*Your objective:*
Copy all lines in which the word "page" can be found.

▬▬▬▬▬▬▬▬▬▬

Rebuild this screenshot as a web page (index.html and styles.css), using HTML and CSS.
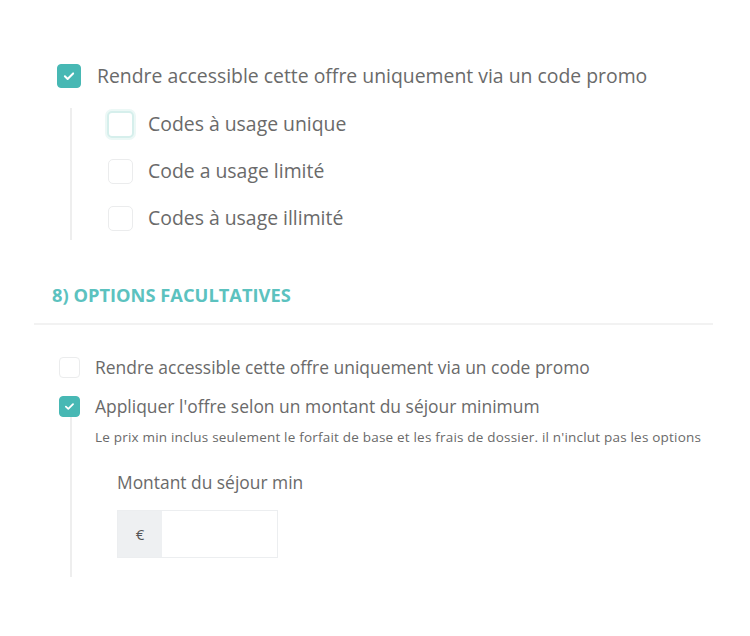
FILE: index.html
```html
<!DOCTYPE html>
<html lang="fr">
<head>
<meta charset="utf-8">
<link rel="stylesheet" href="styles.css">
</head>
<body>
<div class="page">
  <section class="block-a">
    <label class="row row-a">
      <span class="box box-a checked"><svg viewBox="0 0 24 24" width="24" height="24"><path d="M7.5 12.3l3 2.9 6-6" fill="none" stroke="#fff" stroke-width="2.2" stroke-linecap="round" stroke-linejoin="round"/></svg></span>
      <span class="label-a">Rendre accessible cette offre uniquement via un code promo</span>
    </label>
    <div class="sub sub-a">
      <label class="row row-sub">
        <span class="box box-sub focused"></span>
        <span class="label-a">Codes à usage unique</span>
      </label>
      <label class="row row-sub">
        <span class="box box-sub"></span>
        <span class="label-a">Code a usage limité</span>
      </label>
      <label class="row row-sub">
        <span class="box box-sub"></span>
        <span class="label-a">Codes à usage illimité</span>
      </label>
    </div>
  </section>

  <h2 class="heading">8) OPTIONS FACULTATIVES</h2>
  <hr class="divider">

  <section class="block-b">
    <label class="row row-b">
      <span class="box box-b"></span>
      <span class="label-b">Rendre accessible cette offre uniquement via un code promo</span>
    </label>
    <label class="row row-b row-b2">
      <span class="box box-b checked"><svg viewBox="0 0 22 22" width="21" height="21"><path d="M6.8 11.2l2.8 2.6 5.5-5.5" fill="none" stroke="#fff" stroke-width="2.1" stroke-linecap="round" stroke-linejoin="round"/></svg></span>
      <span class="label-b">Appliquer l'offre selon un montant du séjour minimum</span>
    </label>
    <div class="sub sub-b">
      <p class="hint">Le prix min inclus seulement le forfait de base et les frais de dossier. il n'inclut pas les options</p>
      <div class="field">
        <div class="field-label">Montant du séjour min</div>
        <div class="input-group">
          <span class="addon">€</span>
          <span class="input"></span>
        </div>
      </div>
    </div>
  </section>
</div>
</body>
</html>
```

FILE: styles.css
```css
* { box-sizing: border-box; }
html, body { margin: 0; padding: 0; background: #fff; }
body {
  font-family: "Open Sans", "Noto Sans", sans-serif;
  color: #6a6a6a;
  width: 750px;
  height: 636px;
  overflow: hidden;
}
.page { padding-top: 64px; }

.row { display: flex; align-items: center; }
.box {
  flex: none;
  display: flex;
  align-items: center;
  justify-content: center;
  background: #fff;
  border: 1px solid #e6e8ea;
  border-radius: 4px;
}
.box.checked { background: #47b8b4; border-color: #47b8b4; }

.block-a { padding-left: 57px; }
.row-a { height: 24px; }
.box-a { width: 24px; height: 24px; }
.label-a { font-size: 19.4px; margin-left: 16px; line-height: 24px; color: #6a6a6a; }

.sub { border-left: 2px solid #eeeeee; }
.sub-a {
  margin-left: 13px;
  margin-top: 20px;
  padding-left: 36px;
  padding-top: 4px;
  height: 132px;
}
.row-sub { height: 24px; margin-bottom: 23px; }
.box-sub { width: 25px; height: 25px; border-color: #ebeced; border-radius: 5px; }
.box-sub.focused {
  border: 2px solid #d6efec;
  box-shadow: 0 0 0 2px #ecf8f6;
  width: 27px; height: 27px;
  margin-left: -1px;
}
.row-sub .label-a { margin-left: 15px; }
.row-sub .box-sub.focused + .label-a { margin-left: 14px; }

.heading {
  margin: 43px 0 0 52px;
  font-size: 18.3px;
  font-weight: 700;
  color: #5cc2bf;
  line-height: 24px;
  letter-spacing: 0;
}
.divider {
  margin: 16px 0 0 34px;
  width: 679px;
  border: 0;
  border-top: 2px solid #f2f2f2;
  height: 0;
}

.block-b { padding-left: 59px; padding-top: 32px; }
.row-b { height: 21px; }
.box-b { width: 21px; height: 21px; border-color: #ebeced; }
.label-b { font-size: 17.45px; margin-left: 15px; line-height: 21px; }
.row-b2 { margin-top: 18px; }
.sub-b {
  margin-left: 11px;
  padding-left: 23px;
  padding-top: 12px;
  height: 160px;
}
.hint { margin: 0; font-size: 13.5px; letter-spacing: 0.2px; line-height: 16px; color: #6a6a6a; }
.field { padding-left: 22px; margin-top: 26px; }
.field-label { font-size: 17.4px; line-height: 22px; }
.input-group {
  display: flex;
  margin-top: 17px;
  width: 161px;
  height: 48px;
  border: 1px solid #eceef0;
}
.addon {
  flex: none;
  width: 44px;
  background: #eef0f2;
  display: flex;
  align-items: center;
  justify-content: center;
  font-size: 15px;
  color: #555;
}
.input { flex: 1; background: #fff; }
```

▬▬▬▬▬▬▬▬▬▬

*Complete answer:*
Rebuild this screenshot as a web page (index.html and styles.css), using HTML and CSS.
<div class="page">
.page { padding-top: 64px; }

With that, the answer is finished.